Yearbook photos from the 1980s and 1990s typically contain only a handful of female members, even after the organization’s national constitution was changed to admit women in 1969.

Today, however, young women dominate the photos and are more likely than not serving in their chapters’ leadership positions.

“There’s a healthy ratio of male and female students at our Central Cove FFA Chapter, and it goes to show that women are considering agriculture a viable career opportunity, it’s something they’re interested in and can see a future in,” Heltzel said. “I’m glad those opportunities exist for my daughters. I think it provides them with avenues to explore what leadership means, because FFA is all about leadership development.”

More changes ahead

In her own leadership roles, Heltzel is involved on several national boards. She represents the Northeast Area as an elected director of the Dairy Farmers of America cooperative, serves as treasurer for the National Dairy Board, and is a board member of Dairy Management Inc., a national dairy promotion organization.

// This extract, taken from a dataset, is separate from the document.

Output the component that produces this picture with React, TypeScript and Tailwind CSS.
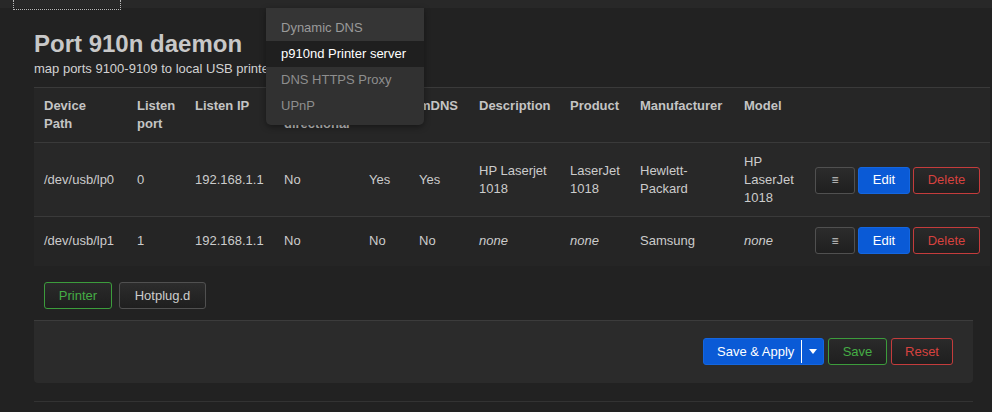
import React from "react";

const font = "font-['Liberation_Sans',Arial,sans-serif]";

const th =
  "px-[10px] pt-[9px] pb-[9px] text-left align-top font-bold text-[13px] leading-[18px] text-[#c4c4c4] whitespace-nowrap";
const td1 =
  "px-[10px] pt-[10px] pb-[9px] align-middle text-[13px] leading-[18px] text-[#cccccc] whitespace-nowrap";
const td2 =
  "px-[10px] pt-[10px] pb-[12px] align-middle text-[13px] leading-[18px] text-[#cccccc] whitespace-nowrap";

function Actions() {
  return (
    <div className="flex gap-[3px]">
      <button className="h-[27px] w-[40px] rounded-[3px] border border-[#505050] bg-linear-to-b from-[#2c2c2c] to-[#1f1f1f] text-[12px] leading-none text-[#c8c8c8] flex items-center justify-center">
        ≡
      </button>
      <button className="h-[27px] w-[52px] rounded-[3px] border border-[#1466e0] bg-[#0a5ad6] text-[13px] text-white flex items-center justify-center">
        Edit
      </button>
      <button className="h-[27px] w-[67px] rounded-[3px] border border-[#c43c3c] bg-linear-to-b from-[#2a2a2a] to-[#1f1f1f] text-[13px] text-[#d6423f] flex items-center justify-center">
        Delete
      </button>
    </div>
  );
}

export default function App() {
  return (
    <div className={`${font} relative min-h-[412px] bg-[#222222] overflow-hidden`}>
      {/* top bar */}
      <div className="relative h-[8px] bg-[#282828]">
        <div className="absolute left-[13px] top-0 w-[108px] h-[10px] border-l border-r border-b border-dotted border-[#b8b8b8]" />
      </div>

      <div className="ml-[34px] mr-[19px] pt-[22px]">
        <h2 className="text-[24px] leading-[28px] font-bold text-[#c8c8c8]">Port 910n daemon</h2>
        <p className="mt-[2px] text-[13px] leading-[18px] text-[#d2d2d2]">
          map ports 9100-9109 to local USB printers
        </p>

        <table className="mt-[9px] w-[956px] table-fixed border-collapse">
          <colgroup>
            <col className="w-[93px]" />
            <col className="w-[58px]" />
            <col className="w-[89px]" />
            <col className="w-[85px]" />
            <col className="w-[50px]" />
            <col className="w-[60px]" />
            <col className="w-[91px]" />
            <col className="w-[70px]" />
            <col className="w-[104px]" />
            <col className="w-[71px]" />
            <col className="w-[185px]" />
          </colgroup>
          <thead>
            <tr className="bg-[#262626] border-t border-b border-[#3a3a3a]">
              <th className={th}>
                Device
                <br />
                Path
              </th>
              <th className={th}>
                Listen
                <br />
                port
              </th>
              <th className={th}>Listen IP</th>
              <th className={th}>
                Bi-
                <br />
                directional
              </th>
              <th className={th}>Root</th>
              <th className={th}>mDNS</th>
              <th className={th}>Description</th>
              <th className={th}>Product</th>
              <th className={th}>Manufacturer</th>
              <th className={th}>Model</th>
              <th className={th}></th>
            </tr>
          </thead>
          <tbody>
            <tr className="bg-[#282828] border-b border-[#3a3a3a]">
              <td className={td1}>/dev/usb/lp0</td>
              <td className={td1}>0</td>
              <td className={td1}>192.168.1.1</td>
              <td className={td1}>No</td>
              <td className={td1}>Yes</td>
              <td className={td1}>Yes</td>
              <td className={td1}>
                HP Laserjet
                <br />
                1018
              </td>
              <td className={td1}>
                LaserJet
                <br />
                1018
              </td>
              <td className={td1}>
                Hewlett-
                <br />
                Packard
              </td>
              <td className={td1}>
                HP
                <br />
                LaserJet
                <br />
                1018
              </td>
              <td className={td1}>
                <Actions />
              </td>
            </tr>
            <tr className="bg-[#252525]">
              <td className={td2}>/dev/usb/lp1</td>
              <td className={td2}>1</td>
              <td className={td2}>192.168.1.1</td>
              <td className={td2}>No</td>
              <td className={td2}>No</td>
              <td className={td2}>No</td>
              <td className={`${td2} italic`}>none</td>
              <td className={`${td2} italic`}>none</td>
              <td className={td2}>Samsung</td>
              <td className={`${td2} italic`}>none</td>
              <td className={td2}>
                <Actions />
              </td>
            </tr>
          </tbody>
        </table>

        {/* tabs */}
        <div className="mt-[16px] ml-[10px] flex gap-[7px]">
          <button className="h-[27px] w-[68px] rounded-[3px] border border-[#3c9c3c] bg-linear-to-b from-[#2a2a2a] to-[#1f1f1f] text-[13px] text-[#45ad45] flex items-center justify-center">
            Printer
          </button>
          <button className="h-[27px] w-[87px] rounded-[3px] border border-[#505050] bg-linear-to-b from-[#2c2c2c] to-[#1f1f1f] text-[13px] text-[#cccccc] flex items-center justify-center">
            Hotplug.d
          </button>
        </div>

        {/* footer actions */}
        <div className="mt-[11px] border-t border-[#3c3c3c] bg-[#2b2b2b] rounded-b-[4px] pt-[17px] pb-[18px] pr-[20px] flex justify-end gap-[4px]">
          <div className="h-[27px] w-[121px] rounded-[3px] bg-[#0a5ad6] border border-[#1466e0] flex items-stretch text-white text-[13px]">
            <span className="flex-1 flex items-center pl-[13px]">Save &amp; Apply</span>
            <span className="my-[1px] w-px bg-white" />
            <span className="w-[21px] flex items-center justify-center">
              <svg width="8" height="5" viewBox="0 0 8 5">
                <path d="M0 0 L8 0 L4 5 Z" fill="#ffffff" />
              </svg>
            </span>
          </div>
          <button className="h-[27px] w-[59px] rounded-[3px] border border-[#3c9c3c] bg-linear-to-b from-[#2a2a2a] to-[#1f1f1f] text-[13px] text-[#45ad45] flex items-center justify-center">
            Save
          </button>
          <button className="h-[27px] w-[62px] rounded-[3px] border border-[#c43c3c] bg-linear-to-b from-[#2a2a2a] to-[#1f1f1f] text-[13px] text-[#d6423f] flex items-center justify-center">
            Reset
          </button>
        </div>

        <div className="mt-[18px] border-t border-[#333333]" />
      </div>

      {/* dropdown menu */}
      <div className="absolute left-[266px] top-[8px] w-[158px] bg-[#313131] rounded-b-[5px] pb-[6px] shadow-[0_2px_6px_rgba(0,0,0,0.4)] text-[13px]">
        <div className="h-[33px] pt-[7px] pl-[15px] leading-[26px] bg-[#353535] text-[#9a9a9a]">Dynamic DNS</div>
        <div className="h-[26px] pl-[15px] leading-[26px] bg-[#1f1f1f] text-white">p910nd Printer server</div>
        <div className="h-[26px] pl-[15px] leading-[26px] text-[#8e8e8e]">DNS HTTPS Proxy</div>
        <div className="h-[26px] pl-[15px] leading-[26px] text-[#8e8e8e]">UPnP</div>
      </div>
    </div>
  );
}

“Millennials are taking a very strong interest in leadership outside the operations of their own farms, whether it’s at a national level or on cooperative boards,” she said. “I feel my opinions are as respected and valued as anyone else’s. I don’t know that there’s a difference, we’re all treated equally.”

That’s important, Heltzel said, because agriculture is becoming more diverse in both career opportunities and producers.

“We all need to eat, and we need people from all backgrounds and interest levels to be part of producing food for our country and the world,” she said, predicting that agricultural jobs will become even more diversified in the future.

“In the next 10 years, just like we’ve seen in the last 10, the technology changes are going to be beyond what we can expect or imagine,” Heltzel said.

The USDA’s 2022 Census of Agriculture is underway, with an expected release date of spring or summer 2024. Census surveys will be mailed to farmers and producers in November, and the deadline for responses is February 2023.